If Alice chooses $k$ with $k < 16$, Bob's best reply is $31-k$, which yields a positive expectation for Bob.

If Alice chooses $k$ with $k > 16$, Bob's best reply is $k-1$, which yields a positive expectation for Bob.

Finally, if Alice chooses $16$, all choices by Bob yield a negative expectation for Bob, but to minimize the expected loss, Bob should choose $15$.

Bottom line: You want to be Alice!
A: Edited to add, Tues.

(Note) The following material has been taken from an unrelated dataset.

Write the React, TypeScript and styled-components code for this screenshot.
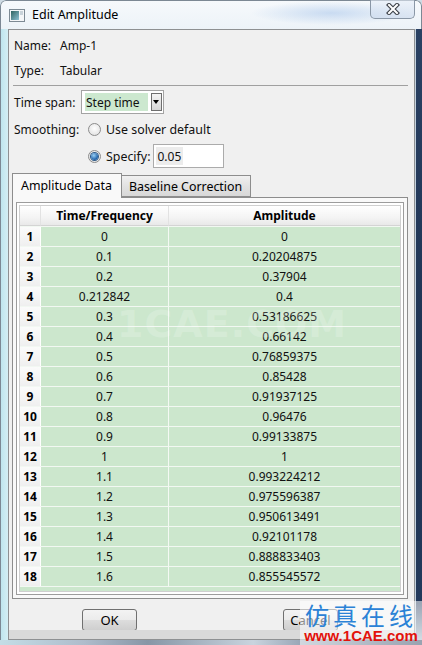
import styled, { createGlobalStyle } from 'styled-components';

const GlobalStyle = createGlobalStyle`
  html, body {
    margin: 0;
    padding: 0;
  }
  body {
    width: 422px;
    height: 645px;
    overflow: hidden;
    background: #cfdbe4;
    font-family: "Noto Sans", "Liberation Sans", sans-serif;
    font-size: 12px;
    color: #111;
  }
`;

const rows: [string, string][] = [
  ['0', '0'],
  ['0.1', '0.20204875'],
  ['0.2', '0.37904'],
  ['0.212842', '0.4'],
  ['0.3', '0.53186625'],
  ['0.4', '0.66142'],
  ['0.5', '0.76859375'],
  ['0.6', '0.85428'],
  ['0.7', '0.91937125'],
  ['0.8', '0.96476'],
  ['0.9', '0.99133875'],
  ['1', '1'],
  ['1.1', '0.993224212'],
  ['1.2', '0.975596387'],
  ['1.3', '0.950613491'],
  ['1.4', '0.92101178'],
  ['1.5', '0.888833403'],
  ['1.6', '0.855545572'],
];

function WindowIcon() {
  return (
    <svg width='16' height='13' viewBox='0 0 16 13'>
      <defs>
        <linearGradient id='wi' x1='0' y1='0' x2='1' y2='1'>
          <stop offset='0' stopColor='#2f6360' />
          <stop offset='1' stopColor='#8cc0d2' />
        </linearGradient>
      </defs>
      <rect x='0.5' y='0.5' width='15' height='12' fill='#f4f6f8' stroke='#7d8a94' />
      <rect x='2' y='2' width='8' height='9' fill='url(#wi)' />
      <rect x='11' y='2' width='3' height='4' fill='#c9d3da' />
    </svg>
  );
}

function CloseGlyph() {
  return (
    <svg width='14' height='12' viewBox='0 0 14 12'>
      <path d='M3 2 L11 10 M11 2 L3 10' stroke='#3a3f46' strokeWidth='4.2' strokeLinecap='square' />
      <path d='M3 2 L11 10 M11 2 L3 10' stroke='#ffffff' strokeWidth='2' strokeLinecap='square' />
    </svg>
  );
}

function App() {
  return (
    <>
      <GlobalStyle />
      <WindowStyle>
        <TitleBar>
          <WindowIcon />
          <TitleText>Edit Amplitude</TitleText>
          <CloseButton>
            <CloseGlyph />
          </CloseButton>
        </TitleBar>
        <FrameBody>
          <LeftEdge />
          <Panel>
            <Content>
              <InfoRow>
                <Label width={46}>Name:</Label>
                <span>Amp-1</span>
              </InfoRow>
              <InfoRow>
                <Label width={46}>Type:</Label>
                <span>Tabular</span>
              </InfoRow>
              <Separator />
              <FieldRow>
                <Label width={67}>Time span:</Label>
                <Combo>
                  <ComboValue>Step time</ComboValue>
                  <ComboArrow />
                </Combo>
              </FieldRow>
              <FieldRow>
                <Label width={74}>Smoothing:</Label>
                <RadioOption>
                  <Radio checked={false} />
                  Use solver default
                </RadioOption>
              </FieldRow>
              <FieldRow>
                <Label width={74} />
                <RadioOption>
                  <Radio checked />
                  Specify:
                </RadioOption>
                <TextInput>
                  <Selected>0.05</Selected>
                </TextInput>
              </FieldRow>

              <TabStrip>
                <Tab active>Amplitude Data</Tab>
                <Tab active={false}>Baseline Correction</Tab>
              </TabStrip>
              <TabPanel>
                <TableFrame>
                  <Grid>
                    <HeaderRow>
                      <HeadCell />
                      <HeadCell>Time/Frequency</HeadCell>
                      <HeadCell>Amplitude</HeadCell>
                    </HeaderRow>
                    {rows.map(([t, a], i) => (
                      <DataRow key={i}>
                        <NumCell>{i + 1}</NumCell>
                        <DataCell divider>{t}</DataCell>
                        <DataCell divider={false}>{a}</DataCell>
                      </DataRow>
                    ))}
                    <Filler />
                  </Grid>
                </TableFrame>
                <BigMark>1CAE.COM</BigMark>
              </TabPanel>
            </Content>
            <ButtonRow>
              <Button>OK</Button>
              <Button>Cancel</Button>
            </ButtonRow>
            <StatusStrip />
          </Panel>
          <RightEdge />
        </FrameBody>
        <FrameBottom />
        <Watermark>
          <MarkCn>仿真在线</MarkCn>
          <MarkUrl>www.1CAE.com</MarkUrl>
        </Watermark>
      </WindowStyle>
    </>
  );
}

const WindowStyle = styled.div`
  position: relative;
  box-sizing: border-box;
  width: 422px;
  height: 645px;
  display: flex;
  flex-direction: column;
  border-radius: 6px 6px 0 0;
  overflow: hidden;
  background: #dbe9f0;
`;

const TitleBar = styled.div`
  box-sizing: border-box;
  height: 29px;
  flex: none;
  display: flex;
  align-items: center;
  gap: 7px;
  padding-left: 8px;
  border: 1px solid #7c8894;
  border-bottom: none;
  border-radius: 6px 6px 0 0;
  background:
    radial-gradient(ellipse 80px 12px at 330px 12px, rgba(150, 185, 230, 0.45), transparent),
    linear-gradient(180deg, #f6f9fc 0%, #edf3f8 100%);
`;

const TitleText = styled.span`
  font-size: 12.5px;
  color: #000;
  margin-top: -1px;
`;

const CloseButton = styled.div`
  margin-left: auto;
  margin-right: 6px;
  align-self: flex-start;
  margin-top: -1px;
  width: 45px;
  height: 19px;
  box-sizing: border-box;
  display: flex;
  align-items: center;
  justify-content: center;
  border: 1px solid #8a97a6;
  border-top: none;
  border-radius: 0 0 5px 5px;
  background: linear-gradient(180deg, rgba(230, 238, 248, 0.6), rgba(200, 215, 235, 0.6));
`;

const FrameBody = styled.div`
  flex: 1;
  min-height: 0;
  display: flex;
`;

const LeftEdge = styled.div`
  flex: 0 0 8px;
  border-left: 1px solid #7c8894;
  box-sizing: border-box;
  background: linear-gradient(90deg, #bfe5ee, #d4eef4);
`;

const RightEdge = styled.div`
  flex: 0 0 7px;
  box-sizing: border-box;
  border-left: 1px solid #c4d2dd;
  background: linear-gradient(180deg, #2a4163 0%, #1d3252 60%, #233a5c 94%, #9fb2c4 100%);
`;

const FrameBottom = styled.div`
  height: 5px;
  flex: none;
  background: linear-gradient(90deg, #c4dde6 0, #aebccb 20%, #8796a6 35%, #c9d4de 60%, #1e3252 100%);
`;

const Panel = styled.div`
  flex: 1;
  min-width: 0;
  display: flex;
  flex-direction: column;
  border: 1px solid #8e9092;
  background: #f0f0f0;
`;

const Content = styled.div`
  display: flex;
  flex-direction: column;
  padding: 3px 6px 0 5px;
`;

const InfoRow = styled.div`
  display: flex;
  align-items: center;
  height: 25px;
`;

const Label = styled.span<{ width: number }>`
  flex: none;
  width: ${({ width }) => width}px;
`;

const Separator = styled.div`
  height: 1px;
  margin: 2px 0 4px -1px;
  background: #a0a0a0;
`;

const FieldRow = styled.div`
  display: flex;
  align-items: center;
  height: 24px;
  margin-bottom: 3px;
`;

const Combo = styled.div`
  box-sizing: border-box;
  height: 24px;
  display: flex;
  align-items: stretch;
  gap: 3px;
  padding: 2px 1px 2px 3px;
  border: 1px solid #a3a3a3;
  background: #fff;
`;

const ComboValue = styled.div`
  width: 62px;
  padding-left: 1px;
  display: flex;
  align-items: center;
  background: #cce8cf;
`;

const ComboArrow = styled.div`
  box-sizing: border-box;
  width: 11px;
  border: 1px solid #6f6f6f;
  background: linear-gradient(180deg, #f4f4f4, #d6d6d6);
  position: relative;
  &::after {
    content: '';
    position: absolute;
    left: 1px;
    top: 6px;
    border-left: 3.5px solid transparent;
    border-right: 3.5px solid transparent;
    border-top: 4px solid #000;
  }
`;

const RadioOption = styled.label`
  display: flex;
  align-items: center;
  gap: 5px;
  font-size: 12.4px;
`;

const Radio = styled.span<{ checked: boolean }>`
  box-sizing: border-box;
  width: 13px;
  height: 13px;
  border-radius: 50%;
  border: 1px solid #8c8c8c;
  background: radial-gradient(circle at 50% 40%, #ffffff, #dcdcdc);
  display: flex;
  align-items: center;
  justify-content: center;
  &::after {
    content: '';
    display: ${({ checked }) => (checked ? 'block' : 'none')};
    width: 7px;
    height: 7px;
    border-radius: 50%;
    background: radial-gradient(circle at 40% 35%, #9ad0f5, #1c5fa8 70%);
    box-shadow: 0 0 0 1px #2f5a87;
  }
`;

const TextInput = styled.div`
  box-sizing: border-box;
  margin-left: 3px;
  width: 71px;
  height: 24px;
  display: flex;
  align-items: stretch;
  padding: 2px;
  border: 1px solid #ababab;
  background: #fff;
`;

const Selected = styled.span`
  display: flex;
  align-items: center;
  padding: 0 2px 0 1px;
  background: #ececec;
`;

const TabStrip = styled.div`
  display: flex;
  align-items: flex-end;
  margin: 2px 0 0 -2px;
  position: relative;
  z-index: 1;
`;

const Tab = styled.div<{ active: boolean }>`
  box-sizing: border-box;
  height: ${({ active }) => (active ? 25 : 22)}px;
  padding: ${({ active }) => (active ? '0 9px 2px 8px' : '0 8px 0 7px')};
  margin-left: ${({ active }) => (active ? 0 : -1)}px;
  margin-bottom: ${({ active }) => (active ? -1 : 0)}px;
  display: flex;
  align-items: center;
  font-size: 12.4px;
  border: 1px solid #8d8d8d;
  border-bottom: ${({ active }) => (active ? 'none' : '1px solid #8d8d8d')};
  background: ${({ active }) =>
    active ? '#f9f9f9' : 'linear-gradient(180deg, #f0f0f0 0%, #e2e2e2 50%, #d8d8d8 100%)'};
  color: #000;
`;

const TabPanel = styled.div`
  position: relative;
  box-sizing: border-box;
  height: 402px;
  margin-left: -2px;
  display: flex;
  padding: 4px 3px 3px 3px;
  border: 1px solid #8d8d8d;
  background: #f9f9f9;
`;

const TableFrame = styled.div`
  flex: 1;
  display: flex;
  padding: 2px;
  border: 1px solid #9c9c9c;
  background: #fff;
`;

const Grid = styled.div`
  flex: 1;
  display: flex;
  flex-direction: column;
  border: 1px solid #cfcfcf;
  background: #cce7cd;
`;

const HeaderRow = styled.div`
  display: grid;
  grid-template-columns: 21px 128px 1fr;
  height: 20px;
`;

const HeadCell = styled.div`
  display: flex;
  align-items: center;
  justify-content: center;
  font-weight: bold;
  color: #000;
  border-right: 1px solid #e2e2e2;
  border-bottom: 1px solid #d4d4d4;
  background: linear-gradient(180deg, #ffffff 0%, #f4f4f4 60%, #e9e9e9 100%);
  &:last-child {
    border-right: none;
  }
`;

const DataRow = styled.div`
  display: grid;
  grid-template-columns: 21px 128px 1fr;
  height: 20px;
  box-sizing: border-box;
  border-top: 1px solid #f2f8f2;
`;

const NumCell = styled.div`
  display: flex;
  align-items: center;
  justify-content: center;
  font-weight: bold;
  color: #000;
  border-right: 1px solid #fff;
  background: linear-gradient(180deg, #fbfbfb 0%, #efefef 100%);
`;

const DataCell = styled.div<{ divider: boolean }>`
  display: flex;
  align-items: center;
  justify-content: center;
  background: #cce7cd;
  border-right: ${({ divider }) => (divider ? '1px solid #f4f9f4' : 'none')};
`;

const Filler = styled.div`
  flex: 1;
  border-top: 1px solid #f2f8f2;
`;

const BigMark = styled.div`
  position: absolute;
  left: 104px;
  top: 104px;
  font-family: "DejaVu Sans", sans-serif;
  font-weight: bold;
  font-size: 38px;
  letter-spacing: 1px;
  color: rgba(255, 255, 255, 0.2);
  pointer-events: none;
`;

const ButtonRow = styled.div`
  display: flex;
  justify-content: space-around;
  margin-top: 10px;
  padding-right: 3px;
`;

const Button = styled.div`
  box-sizing: border-box;
  width: 55px;
  height: 22px;
  display: flex;
  align-items: center;
  justify-content: center;
  border: 1px solid #707070;
  border-radius: 3px;
  background: linear-gradient(180deg, #f3f3f3 0%, #ebebeb 50%, #dddddd 51%, #cfcfcf 100%);
  font-size: 13px;
  color: #000;
`;

const StatusStrip = styled.div`
  flex: 1;
  margin-top: -1px;
  background: #d9d9d9;
`;

const Watermark = styled.div`
  position: absolute;
  right: 0;
  bottom: 0;
  width: 122px;
  height: 44px;
  display: flex;
  flex-direction: column;
  align-items: center;
  background: rgba(255, 255, 255, 0.55);
  pointer-events: none;
`;

const MarkCn = styled.span`
  font-family: "Noto Sans CJK SC", sans-serif;
  font-size: 24px;
  line-height: 28px;
  letter-spacing: 4px;
  color: #2b82d6;
`;

const MarkUrl = styled.span`
  font-family: "Liberation Sans", sans-serif;
  font-weight: bold;
  font-size: 15px;
  line-height: 14px;
  color: #e3120b;
`;

export default App;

Aug 15, 13:58 GMT: I got the rules of the game wrong, I think.  Keeping this for posterity.
Original answer: Let's call the players Alice and Bob.  Alice goes first, because her name is alphabetically first.  I'll assume that Bob gets to know what number Alice picked.

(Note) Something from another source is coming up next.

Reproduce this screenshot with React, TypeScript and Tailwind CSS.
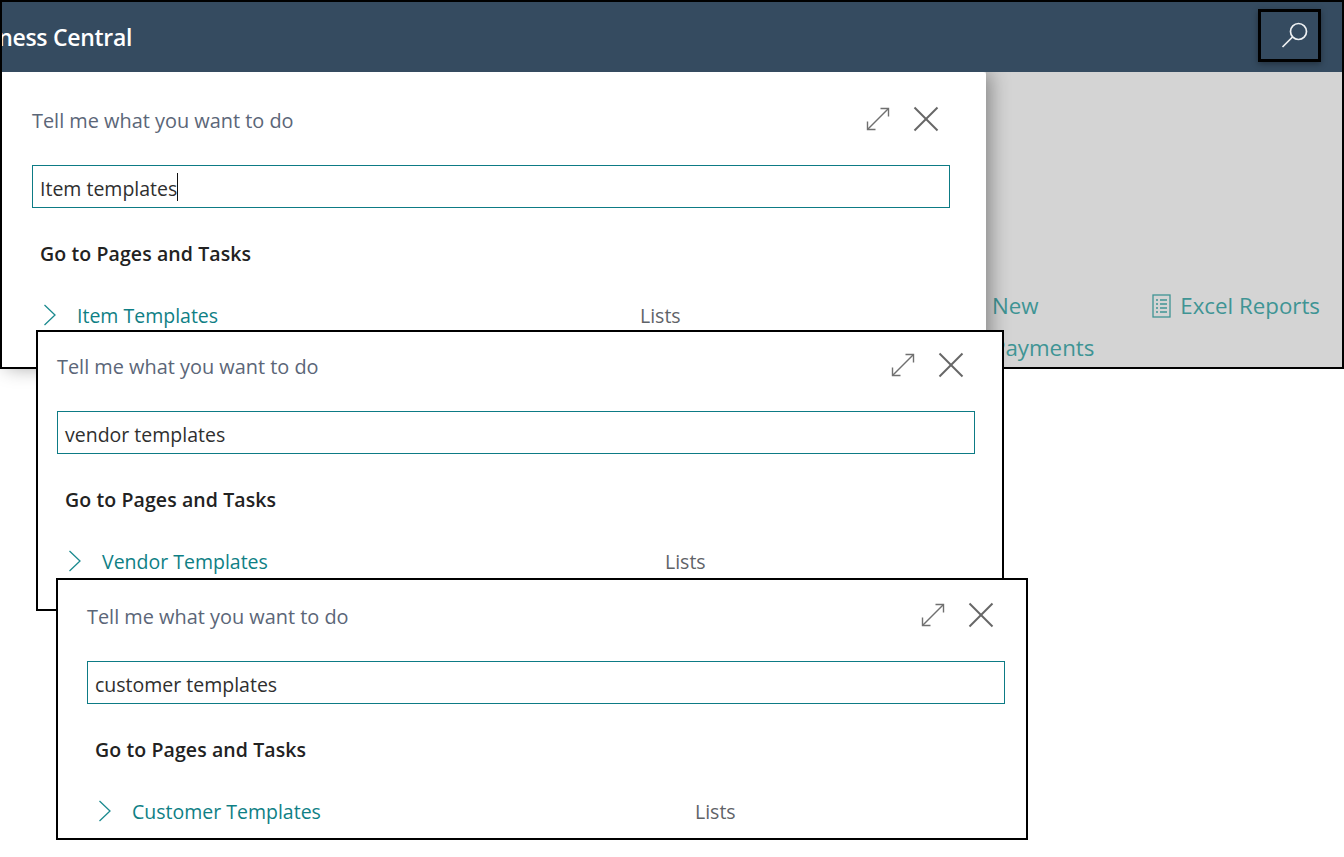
const font = { fontFamily: '"Open Sans", "Noto Sans", sans-serif' };

function ExpandIcon() {
  return (
    <svg width="24" height="24" viewBox="0 0 24 24" fill="none" stroke="#707070" strokeWidth="1.4">
      <path d="M1.5 22.5 22.5 1.5" />
      <path d="M14.5 1.5h8v8" />
      <path d="M1.5 14.5v8h8" />
    </svg>
  );
}

function CloseIcon() {
  return (
    <svg width="26" height="26" viewBox="0 0 26 26" fill="none" stroke="#666666" strokeWidth="2">
      <path d="M1.5 1.5 24.5 24.5" />
      <path d="M24.5 1.5 1.5 24.5" />
    </svg>
  );
}

function ChevronIcon() {
  return (
    <svg width="14" height="22" viewBox="0 0 14 22" fill="none" stroke="#1b8a8f" strokeWidth="1.3">
      <path d="M1.5 1 12 11 1.5 21" />
    </svg>
  );
}

function SearchIcon() {
  return (
    <svg width="28" height="28" viewBox="0 0 28 28" fill="none" stroke="#eef1f3" strokeWidth="1.7">
      <circle cx="17.5" cy="10.5" r="8" />
      <path d="M11.5 16 1.5 26" />
    </svg>
  );
}

function TellMe({ query, link, caret }: { query: string; link: string; caret?: boolean }) {
  return (
    <div className="w-[918px]">
      <div className="flex h-[28px] items-center justify-between">
        <span className="text-[19.9px] text-[#5b6678]">Tell me what you want to do</span>
        <div className="mt-[-4px] flex items-center gap-[23px] pr-[11px]">
          <ExpandIcon />
          <CloseIcon />
        </div>
      </div>
      <div className="mt-[30px] flex h-[43px] items-center border border-[#0d7b85] pl-[7px] pt-[5px] text-[19.5px] text-[#2f2f2f]">
        {query}
        {caret ? <span className="mt-[-5px] h-[28px] w-px bg-[#111111]" /> : null}
      </div>
      <div className="mt-[31px] pl-[8px] text-[19.5px] font-semibold tracking-[0.1px] text-[#222222]">Go to Pages and Tasks</div>
      <div className="mt-[33px] flex h-[28px] items-center text-[19.5px]">
        <span className="ml-[11px] flex w-[34px]">
          <ChevronIcon />
        </span>
        <span className="w-[563px] text-[#0f7f85]">{link}</span>
        <span className="text-[#5f6368]">Lists</span>
      </div>
    </div>
  );
}

export default function App() {
  return (
    <div className="relative h-[857px] w-[1344px] overflow-hidden bg-white" style={font}>
      <div className="absolute left-0 top-0 flex h-[369px] w-[1344px] flex-col border-2 border-black">
        <div className="relative z-20 flex h-[70px] shrink-0 items-center justify-between bg-[#354b60]">
          <div className="w-[132px] overflow-hidden whitespace-nowrap">
            <span className="ml-[-50px] inline-block text-[23px] font-semibold tracking-[-0.3px] text-white">Business Central</span>
          </div>
          <div className="mr-[21px] mt-[-3px] flex h-[53px] w-[63px] items-center justify-center border-[3px] border-black pl-[11px] pb-[2px] shadow-[0_2px_6px_rgba(0,0,0,0.35)]">
            <SearchIcon />
          </div>
        </div>
        <div className="flex min-h-0 flex-1">
          <div className="relative z-10 w-[984px] rounded-tr-[3px] bg-white pl-[30px] pt-[35px] shadow-[4px_0_20px_rgba(0,0,0,0.38)]">
            <TellMe query="Item templates" link="Item Templates" caret />
          </div>
          <div className="flex min-h-0 flex-1 justify-between overflow-hidden bg-[#d4d4d4] pl-[6px] pr-[22px] pt-[213px] text-[22.3px] text-[#3f9494]">
            <div className="flex flex-col leading-[42px]">
              <span>New</span>
              <span>Payments</span>
            </div>
            <div className="flex h-[42px] items-center gap-[9px]">
              <svg width="19" height="24" viewBox="0 0 19 24" fill="none" stroke="#3f9494" strokeWidth="1.3">
                <rect x="1" y="1" width="17" height="22" />
                <path d="M4 6h2M8 6h7M4 10h2M8 10h7M4 14h2M8 14h7M4 18h2M8 18h7" />
              </svg>
              <span>Excel Reports</span>
            </div>
          </div>
        </div>
      </div>

      <div className="absolute left-[36px] top-[330px] z-20 h-[281px] w-[968px] border-2 border-black bg-white pl-[19px] pt-[21px]">
        <TellMe query="vendor templates" link="Vendor Templates" />
      </div>

      <div className="absolute left-[56px] top-[578px] z-30 h-[262px] w-[972px] border-2 border-black bg-white pl-[29px] pt-[23px]">
        <TellMe query="customer templates" link="Customer Templates" />
      </div>
    </div>
  );
}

First, let's work out what Bob should pick, and how much he'll win if he does so.  If Alice picks $n$, Bob hould pick either $n-1$ or $n+1$.   If Bob picks $n-1$, he wins with any number up to $n-1$; if he picks $n-k$ he wins with any number up to $n - k/2$, which is at most $n-1$.  So Bob should prefer picking $n-1$ to any smaller number.  Similarly he should prefer picking $n+1$ to any bigger number.
Now, if Bob picks $n-1$, he has probability $1/30$ of winning $1$, probability $1/30$ of winning $2$, and so on up to $n$.  So Bob's expected winnings in this case are 
$$ {1 \over 30} \left( 1 + 2 + 3 + \cdots + (n-1) \right) = {1\over 30} {n(n-1) \over 2}. $$
Similarly if Bob picks $n+1$, he has probability $1/30$ of winning $n+1, n+2, \ldots, 30$.  So his expected winnings are
$$ {1 \over 30} \left( (n+1) + (n+2) + \cdots + 30 \right) = {1 \over 30} {(31+n)(30-n) \over 2}. $$
Bob should pick $n-1$ or $n+1$ according to which of these is larger.  That is, he should pick $n-1$ if
$$ {{n(n-1) \over 2}} > {(31+n)(30-n) \over 2} $$
and $n+1$ if the inequality goes the other way.  We can solve the inequality.  Expanding the numerators gives
$$ n^2 - n = 930 - n - n^2 $$
and we can cancel out the $-n$ and rearrange to get $930 = 2n^2$, or $n = \sqrt{465} \approx 21.56$.
So Bob should pick $n-1$ if $n > \sqrt{465}$ (i. e. $n \ge 22$) and $n+1$ otherwise (if $n \le 21$).  His expected winnings will be $n(n-1)/60$ if $n \ge 22$ and $(31+n)(30-n)/60$ if $n \le 21$.
Now, what will Alice choose?  Alice chooses in such a way as to minimize Bob's expected winnings, because minizing Bob's expected winnings is the same as maximizing her own.  This is because the sum of Alice's expected winnings and Bob's expected winnings is the expected number that comes up when you roll a 30-sided die.  (This is 15.5, but that's irrelevant right now.)   The function $n(n-1)/60$ is increasing with $n$, so Bob does better as $n$ increases above 22.  And $(31+n)(30-n)/60$ decreases with $n$, so Bob does better as $n$ decreases below 21.  Bob's worst number is therefore either 21 or 22.  Explicitly computing, Bob's expected winnigs are $22(22-1)/60 = 7.7$ if Alice picks $n = 22$, and $(31+21)(30-21)/60 = 7.8$ if Alice picks $n = 21$.  Therefore Alice will pick $n = 22$, shd expected to win $15.5 - 7.7 = 7.8$, and Bob expects to win $7.7$.    
Finally, a player given the choice of going first or second will choose to go first (that is, to be Alice).  This depends on the fact that the number of sides of the die is $k = 30$, and in particular on where $\sqrt{k(k+1)/2}$ falls relative to the integers on either side of it.